TASK OBJECTIVE
Each line below must be set down exactly; omit any image you find.

SOURCE EXCERPT
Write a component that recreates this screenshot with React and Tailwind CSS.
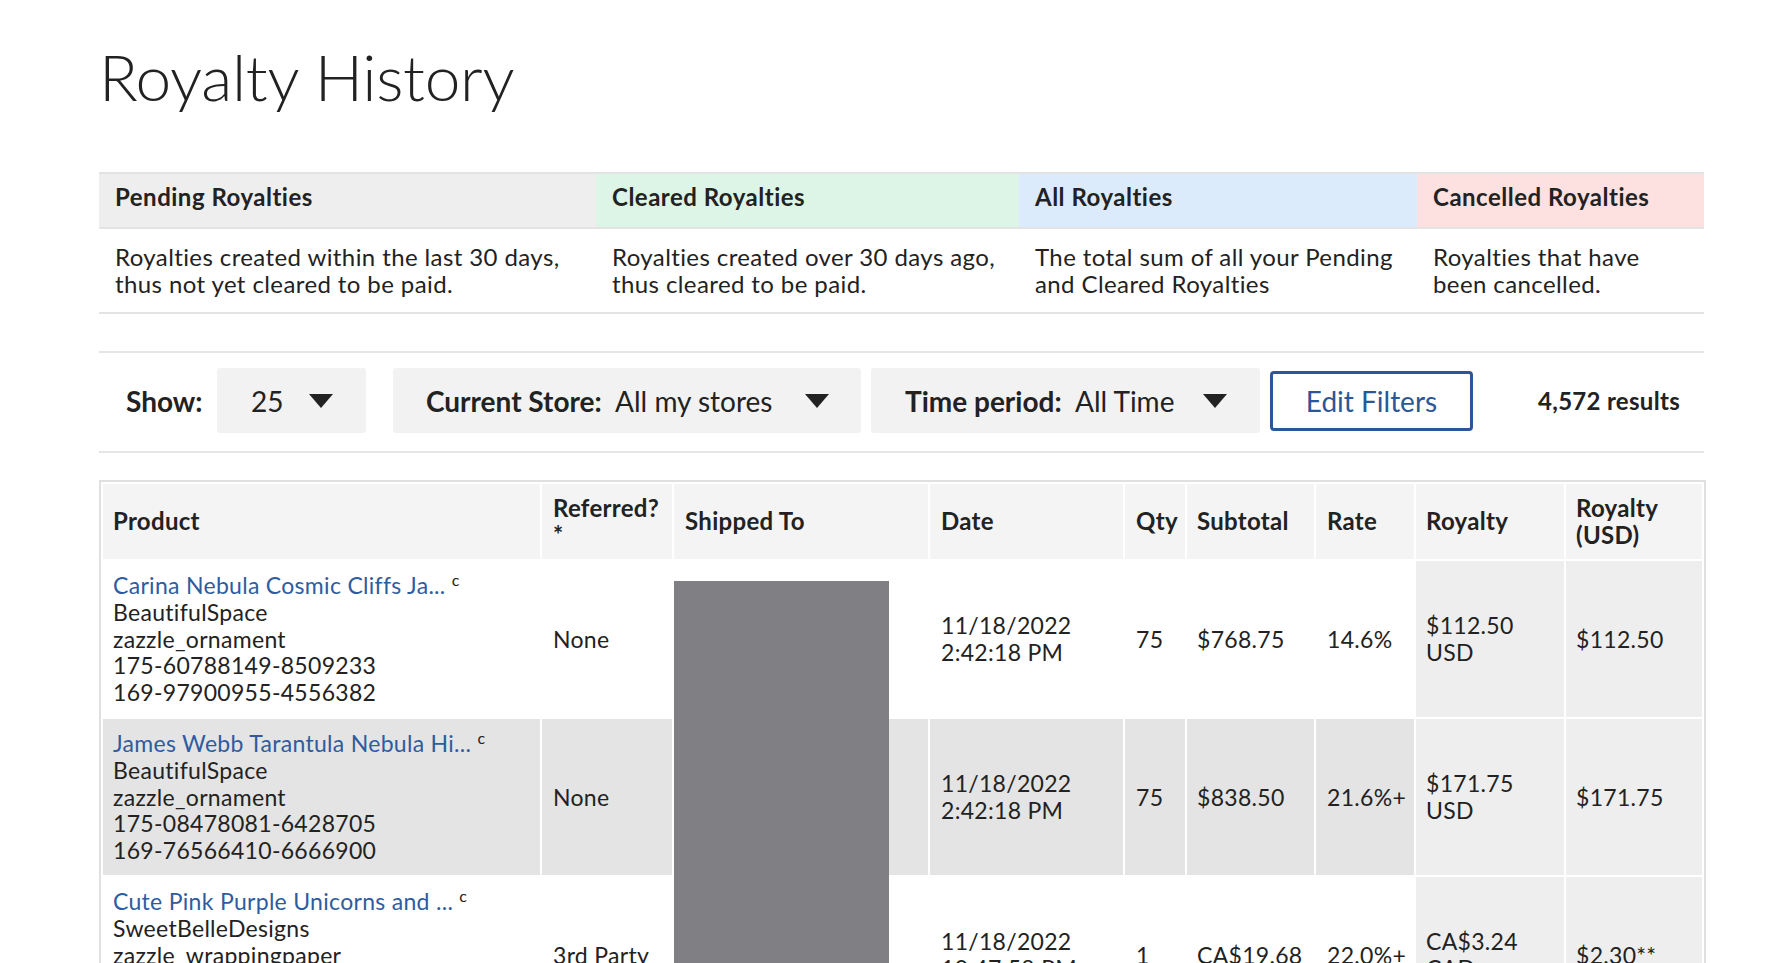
import React from "react";

const summary = [
  {
    title: "Pending Royalties",
    text: ["Royalties created within the last 30 days,", "thus not yet cleared to be paid."],
    head: "bg-[#eeeeee]",
    width: "w-[497px]",
  },
  {
    title: "Cleared Royalties",
    text: ["Royalties created over 30 days ago,", "thus cleared to be paid."],
    head: "bg-[#dcf5e6]",
    width: "w-[423px]",
  },
  {
    title: "All Royalties",
    text: ["The total sum of all your Pending", "and Cleared Royalties"],
    head: "bg-[#dcebfb]",
    width: "w-[398px]",
  },
  {
    title: "Cancelled Royalties",
    text: ["Royalties that have", "been cancelled."],
    head: "bg-[#fde0e0]",
    width: "w-[287px]",
  },
];

const rows = [
  {
    product: "Carina Nebula Cosmic Cliffs Ja...",
    store: "BeautifulSpace",
    type: "zazzle_ornament",
    ids: ["175-60788149-8509233", "169-97900955-4556382"],
    referred: "None",
    date: ["11/18/2022", "2:42:18 PM"],
    qty: "75",
    subtotal: "$768.75",
    rate: "14.6%",
    royalty: ["$112.50", "USD"],
    usd: "$112.50",
  },
  {
    product: "James Webb Tarantula Nebula Hi...",
    store: "BeautifulSpace",
    type: "zazzle_ornament",
    ids: ["175-08478081-6428705", "169-76566410-6666900"],
    referred: "None",
    date: ["11/18/2022", "2:42:18 PM"],
    qty: "75",
    subtotal: "$838.50",
    rate: "21.6%+",
    royalty: ["$171.75", "USD"],
    usd: "$171.75",
  },
  {
    product: "Cute Pink Purple Unicorns and ...",
    store: "SweetBelleDesigns",
    type: "zazzle_wrappingpaper",
    ids: ["175-31540682-4419027", "169-24871306-5531284"],
    referred: "3rd Party",
    date: ["11/18/2022", "10:47:58 PM"],
    qty: "1",
    subtotal: "CA$19.68",
    rate: "22.0%+",
    royalty: ["CA$3.24", "CAD"],
    usd: "$2.30**",
  },
];

const Caret = () => (
  <svg width="24" height="14" viewBox="0 0 24 14" className="shrink-0">
    <polygon points="0,0 24,0 12,14" fill="#222222" />
  </svg>
);

const App = () => {
  return (
    <div
      className="min-h-screen bg-white text-[#222222]"
      style={{ fontFamily: "Lato, 'Open Sans', sans-serif" }}
    >
      <div className="ml-[99px] w-[1605px] pt-[45px]">
        <h1 className="text-[64px] leading-none font-light tracking-[-0.3px]">
          Royalty History
        </h1>

        {/* summary of royalty types */}
        <div className="mt-[63px] flex border-y-2 border-[#e3e3e3]">
          {summary.map((s) => (
            <div key={s.title} className={s.width}>
              <div
                className={`${s.head} h-[55px] border-b-2 border-[#e3e3e3] px-[16px] pt-[9px] text-[24px] leading-[27px] font-bold tracking-[0.5px]`}
              >
                {s.title}
              </div>
              <div className="h-[83px] px-[16px] pt-[14px] text-[24px] leading-[27px] tracking-[0.4px]">
                {s.text.map((t) => (
                  <div key={t}>{t}</div>
                ))}
              </div>
            </div>
          ))}
        </div>

        {/* filters */}
        <div className="mt-[37px] flex items-center border-y-2 border-[#e5e5e5] pt-[15px] pb-[18px] pl-[27px] pr-[24px] text-[28px]">
          <span className="w-[91px] font-bold">Show:</span>
          <div className="flex h-[65px] w-[149px] items-center justify-between rounded-[3px] bg-[#f2f2f2] pl-[34px] pr-[33px]">
            <span>25</span>
            <Caret />
          </div>
          <div className="ml-[27px] flex h-[65px] w-[468px] items-center justify-between rounded-[3px] bg-[#f2f2f2] pl-[33px] pr-[32px]">
            <span>
              <span className="font-bold">Current Store:</span>&nbsp; All my stores
            </span>
            <Caret />
          </div>
          <div className="ml-[10px] flex h-[65px] w-[389px] items-center justify-between rounded-[3px] bg-[#f2f2f2] pl-[34px] pr-[33px]">
            <span>
              <span className="font-bold">Time period:</span>&nbsp; All Time
            </span>
            <Caret />
          </div>
          <button className="ml-[10px] h-[60px] w-[203px] rounded-[4px] border-[3px] border-[#2b5799] text-[#2b5799]">
            Edit Filters
          </button>
          <span className="ml-auto text-[24px] font-bold tracking-[0.3px]">4,572 results</span>
        </div>

        {/* royalties table */}
        <div className="relative mt-[27px]">
          <table className="w-full table-fixed border-separate border-spacing-[2px] border-2 border-[#e0e0e0] text-[23px] leading-[26.7px] tracking-[0.3px]">
            <colgroup>
              <col className="w-[437px]" />
              <col className="w-[130px]" />
              <col className="w-[254px]" />
              <col className="w-[193px]" />
              <col className="w-[60px]" />
              <col className="w-[127px]" />
              <col className="w-[98px]" />
              <col className="w-[148px]" />
              <col className="w-[136px]" />
            </colgroup>
            <thead>
              <tr className="bg-[#f4f4f4] text-left text-[24px] font-bold">
                <th className="h-[75px] px-[10px] align-middle">Product</th>
                <th className="px-[11px] align-middle">
                  Referred?
                  <br />*
                </th>
                <th className="px-[11px] align-middle">Shipped To</th>
                <th className="px-[11px] align-middle">Date</th>
                <th className="px-[11px] align-middle">Qty</th>
                <th className="px-[10px] align-middle">Subtotal</th>
                <th className="px-[11px] align-middle">Rate</th>
                <th className="px-[10px] align-middle">Royalty</th>
                <th className="px-[10px] align-middle">
                  Royalty
                  <br />
                  (USD)
                </th>
              </tr>
            </thead>
            <tbody>
              {rows.map((r, i) => {
                const bg = i % 2 === 1 ? "bg-[#e4e4e4]" : "bg-white";
                return (
                  <tr key={r.product}>
                    <td className={`${bg} h-[156px] px-[10px] py-[10px] align-middle`}>
                      <a href="#" className="text-[#2e5ca0]">
                        {r.product}
                      </a>{" "}
                      <sup className="text-[16px]">c</sup>
                      <div>{r.store}</div>
                      <div>{r.type}</div>
                      {r.ids.map((id) => (
                        <div key={id}>{id}</div>
                      ))}
                    </td>
                    <td className={`${bg} px-[11px] align-middle`}>{r.referred}</td>
                    <td className={`${bg} px-[11px] align-middle`}></td>
                    <td className={`${bg} px-[11px] align-middle`}>
                      <div>{r.date[0]}</div>
                      <div>{r.date[1]}</div>
                    </td>
                    <td className={`${bg} px-[11px] align-middle`}>{r.qty}</td>
                    <td className={`${bg} px-[10px] align-middle`}>{r.subtotal}</td>
                    <td className={`${bg} px-[11px] align-middle`}>{r.rate}</td>
                    <td className="bg-[#eeeeee] px-[10px] align-middle">
                      <div>{r.royalty[0]}</div>
                      <div>{r.royalty[1]}</div>
                    </td>
                    <td className="bg-[#eeeeee] px-[10px] align-middle">{r.usd}</td>
                  </tr>
                );
              })}
            </tbody>
          </table>
          {/* redacted address block */}
          <div className="absolute top-[101px] left-[575px] h-[420px] w-[215px] bg-[#808084]" />
        </div>
      </div>
    </div>
  );
};

export default App;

EXERCISE ANSWER
Write a component that recreates this screenshot with React and Tailwind CSS.
import React from "react";

const summary = [
  {
    title: "Pending Royalties",
    text: ["Royalties created within the last 30 days,", "thus not yet cleared to be paid."],
    head: "bg-[#eeeeee]",
    width: "w-[497px]",
  },
  {
    title: "Cleared Royalties",
    text: ["Royalties created over 30 days ago,", "thus cleared to be paid."],
    head: "bg-[#dcf5e6]",
    width: "w-[423px]",
  },
  {
    title: "All Royalties",
    text: ["The total sum of all your Pending", "and Cleared Royalties"],
    head: "bg-[#dcebfb]",
    width: "w-[398px]",
  },
  {
    title: "Cancelled Royalties",
    text: ["Royalties that have", "been cancelled."],
    head: "bg-[#fde0e0]",
    width: "w-[287px]",
  },
];

const rows = [
  {
    product: "Carina Nebula Cosmic Cliffs Ja...",
    store: "BeautifulSpace",
    type: "zazzle_ornament",
    ids: ["175-60788149-8509233", "169-97900955-4556382"],
    referred: "None",
    date: ["11/18/2022", "2:42:18 PM"],
    qty: "75",
    subtotal: "$768.75",
    rate: "14.6%",
    royalty: ["$112.50", "USD"],
    usd: "$112.50",
  },
  {
    product: "James Webb Tarantula Nebula Hi...",
    store: "BeautifulSpace",
    type: "zazzle_ornament",
    ids: ["175-08478081-6428705", "169-76566410-6666900"],
    referred: "None",
    date: ["11/18/2022", "2:42:18 PM"],
    qty: "75",
    subtotal: "$838.50",
    rate: "21.6%+",
    royalty: ["$171.75", "USD"],
    usd: "$171.75",
  },
  {
    product: "Cute Pink Purple Unicorns and ...",
    store: "SweetBelleDesigns",
    type: "zazzle_wrappingpaper",
    ids: ["175-31540682-4419027", "169-24871306-5531284"],
    referred: "3rd Party",
    date: ["11/18/2022", "10:47:58 PM"],
    qty: "1",
    subtotal: "CA$19.68",
    rate: "22.0%+",
    royalty: ["CA$3.24", "CAD"],
    usd: "$2.30**",
  },
];

const Caret = () => (
  <svg width="24" height="14" viewBox="0 0 24 14" className="shrink-0">
    <polygon points="0,0 24,0 12,14" fill="#222222" />
  </svg>
);

const App = () => {
  return (
    <div
      className="min-h-screen bg-white text-[#222222]"
      style={{ fontFamily: "Lato, 'Open Sans', sans-serif" }}
    >
      <div className="ml-[99px] w-[1605px] pt-[45px]">
        <h1 className="text-[64px] leading-none font-light tracking-[-0.3px]">
          Royalty History
        </h1>

        {/* summary of royalty types */}
        <div className="mt-[63px] flex border-y-2 border-[#e3e3e3]">
          {summary.map((s) => (
            <div key={s.title} className={s.width}>
              <div
                className={`${s.head} h-[55px] border-b-2 border-[#e3e3e3] px-[16px] pt-[9px] text-[24px] leading-[27px] font-bold tracking-[0.5px]`}
              >
                {s.title}
              </div>
              <div className="h-[83px] px-[16px] pt-[14px] text-[24px] leading-[27px] tracking-[0.4px]">
                {s.text.map((t) => (
                  <div key={t}>{t}</div>
                ))}
              </div>
            </div>
          ))}
        </div>

        {/* filters */}
        <div className="mt-[37px] flex items-center border-y-2 border-[#e5e5e5] pt-[15px] pb-[18px] pl-[27px] pr-[24px] text-[28px]">
          <span className="w-[91px] font-bold">Show:</span>
          <div className="flex h-[65px] w-[149px] items-center justify-between rounded-[3px] bg-[#f2f2f2] pl-[34px] pr-[33px]">
            <span>25</span>
            <Caret />
          </div>
          <div className="ml-[27px] flex h-[65px] w-[468px] items-center justify-between rounded-[3px] bg-[#f2f2f2] pl-[33px] pr-[32px]">
            <span>
              <span className="font-bold">Current Store:</span>&nbsp; All my stores
            </span>
            <Caret />
          </div>
          <div className="ml-[10px] flex h-[65px] w-[389px] items-center justify-between rounded-[3px] bg-[#f2f2f2] pl-[34px] pr-[33px]">
            <span>
              <span className="font-bold">Time period:</span>&nbsp; All Time
            </span>
            <Caret />
          </div>
          <button className="ml-[10px] h-[60px] w-[203px] rounded-[4px] border-[3px] border-[#2b5799] text-[#2b5799]">
            Edit Filters
          </button>
          <span className="ml-auto text-[24px] font-bold tracking-[0.3px]">4,572 results</span>
        </div>

        {/* royalties table */}
        <div className="relative mt-[27px]">
          <table className="w-full table-fixed border-separate border-spacing-[2px] border-2 border-[#e0e0e0] text-[23px] leading-[26.7px] tracking-[0.3px]">
            <colgroup>
              <col className="w-[437px]" />
              <col className="w-[130px]" />
              <col className="w-[254px]" />
              <col className="w-[193px]" />
              <col className="w-[60px]" />
              <col className="w-[127px]" />
              <col className="w-[98px]" />
              <col className="w-[148px]" />
              <col className="w-[136px]" />
            </colgroup>
            <thead>
              <tr className="bg-[#f4f4f4] text-left text-[24px] font-bold">
                <th className="h-[75px] px-[10px] align-middle">Product</th>
                <th className="px-[11px] align-middle">
                  Referred?
                  <br />*
                </th>
                <th className="px-[11px] align-middle">Shipped To</th>
                <th className="px-[11px] align-middle">Date</th>
                <th className="px-[11px] align-middle">Qty</th>
                <th className="px-[10px] align-middle">Subtotal</th>
                <th className="px-[11px] align-middle">Rate</th>
                <th className="px-[10px] align-middle">Royalty</th>
                <th className="px-[10px] align-middle">
                  Royalty
                  <br />
                  (USD)
                </th>
              </tr>
            </thead>
            <tbody>
              {rows.map((r, i) => {
                const bg = i % 2 === 1 ? "bg-[#e4e4e4]" : "bg-white";
                return (
                  <tr key={r.product}>
                    <td className={`${bg} h-[156px] px-[10px] py-[10px] align-middle`}>
                      <a href="#" className="text-[#2e5ca0]">
                        {r.product}
                      </a>{" "}
                      <sup className="text-[16px]">c</sup>
                      <div>{r.store}</div>
                      <div>{r.type}</div>
                      {r.ids.map((id) => (
                        <div key={id}>{id}</div>
                      ))}
                    </td>
                    <td className={`${bg} px-[11px] align-middle`}>{r.referred}</td>
                    <td className={`${bg} px-[11px] align-middle`}></td>
                    <td className={`${bg} px-[11px] align-middle`}>
                      <div>{r.date[0]}</div>
                      <div>{r.date[1]}</div>
                    </td>
                    <td className={`${bg} px-[11px] align-middle`}>{r.qty}</td>
                    <td className={`${bg} px-[10px] align-middle`}>{r.subtotal}</td>
                    <td className={`${bg} px-[11px] align-middle`}>{r.rate}</td>
                    <td className="bg-[#eeeeee] px-[10px] align-middle">
                      <div>{r.royalty[0]}</div>
                      <div>{r.royalty[1]}</div>
                    </td>
                    <td className="bg-[#eeeeee] px-[10px] align-middle">{r.usd}</td>
                  </tr>
                );
              })}
            </tbody>
          </table>
          {/* redacted address block */}
          <div className="absolute top-[101px] left-[575px] h-[420px] w-[215px] bg-[#808084]" />
        </div>
      </div>
    </div>
  );
};

export default App;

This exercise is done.